On le voit, Revel conçoit la liberté d’expression d’une façon pour le moins étriquée… Mais le plus drôle est que lorsque Kassovitz porte plainte contre lui pour diffamation, Revel en appelle… à la liberté d’expression. Voici ce qu’il écrit dans
son dernier post (lien), sur son blog : « Suite à un post publié dernièrement, où je critiquais le discours tenu par Mathieu Kassovitz, sur le plateau de Frédéric Taddeï, à propos des évènements du 11 septembre, le réalisateur a décidé de déposer plainte contre l’Express et ma personne. […] Et le réalisateur a fait savoir, par le biais de son avocat, que d’autres poursuites seraient engagées. Dont acte. De la liberté d’expression à géométrie variable… »
« De la liberté d’expression à géométrie variable… » (Une phrase maintenant supprimée, suite à la salve de critiques qu’elle a values à Revel ; mais le post original est disponible
ici (lien))
Visant Kassovitz, Revel n’aurait su mieux dire à son propre propos. Réclamant qu’un journaliste interdise à quelqu’un de s’exprimer, le pauvre pleurniche lorsqu’on lui reproche d’avoir recouru à des comparaisons infâmantes pour pourrir un homme.
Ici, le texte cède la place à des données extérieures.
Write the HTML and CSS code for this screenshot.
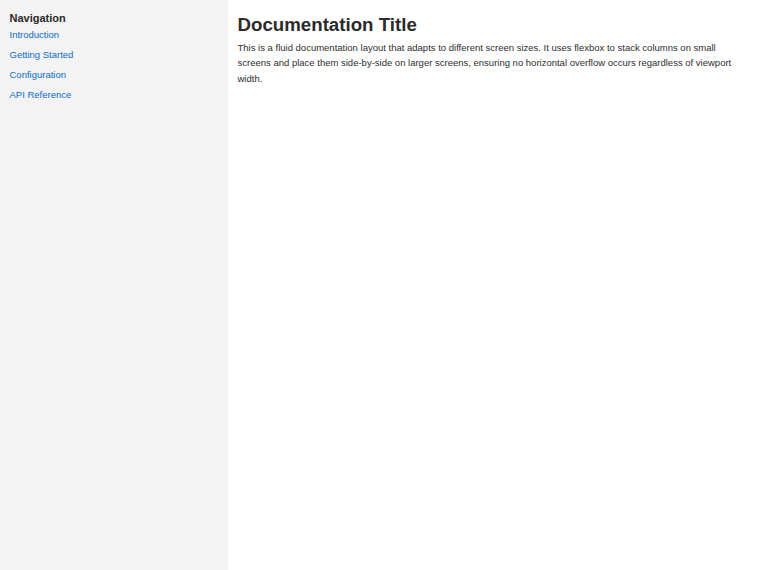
FILE: index.html
```html
<!DOCTYPE html>
<html lang="en">
<head>
    <meta charset="UTF-8">
    <meta name="viewport" content="width=device-width, initial-scale=1.0">
    <title>Documentation</title>
    <link rel="stylesheet" href="styles.css">
</head>
<body>
    <div class="layout">
        <aside class="sidebar">
            <h3>Navigation</h3>
            <ul class="nav">
                <li><a href="#">Introduction</a></li>
                <li><a href="#">Getting Started</a></li>
                <li><a href="#">Configuration</a></li>
                <li><a href="#">API Reference</a></li>
            </ul>
        </aside>
        <main class="content">
            <h1>Documentation Title</h1>
            <p>This is a fluid documentation layout that adapts to different screen sizes. It uses flexbox to stack columns on small screens and place them side-by-side on larger screens, ensuring no horizontal overflow occurs regardless of viewport width.</p>
        </main>
    </div>
</body>
</html>
```

FILE: styles.css
```css
* {
    margin: 0;
    padding: 0;
    box-sizing: border-box;
}

body {
    font-family: 'Liberation Sans', Arial, sans-serif;
    color: #333;
    background: #fff;
}

.layout {
    display: flex;
    min-height: 100vh;
}

.sidebar {
    flex: 0 0 30%;
    background: #f3f3f3;
    padding: 12px 9.5px;
}

.sidebar h3 {
    font-size: 11px;
    font-weight: bold;
    color: #2a2a2a;
    margin-bottom: 3px;
}

.nav {
    list-style: none;
}

.nav li {
    font-size: 9.5px;
    line-height: 15.2px;
    margin-bottom: 4.8px;
}

.nav a {
    color: #0b6bcb;
    text-decoration: none;
}

.content {
    flex: 1;
    padding: 12px 9.5px;
}

.content h1 {
    font-size: 18.7px;
    color: #2a2a2a;
    margin-top: 2px;
    margin-bottom: 4.2px;
}

.content p {
    font-size: 9.5px;
    line-height: 15.2px;
    color: #2e2e2e;
}
```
Peut-être ne serait-il pas vexé si on le rapprochait, lui, de Faurisson ?
Comme l’année dernière avec l’affaire Bigard, on observe ici les convulsions qui s’emparent de certains journalistes dès que quelqu’un a le malheur de discuter du 11-septembre… Des convulsions qui ne peuvent avoir d’autre effet que d’accréditer les thèses du complot. Pourquoi est-il si difficile d’aborder ce sujet sans faire face à une bande de Renaud Revel outrés ?
En attendant, Kassovitz jurera peut-être, mais un peu tard, qu’on ne l’y prendra plus.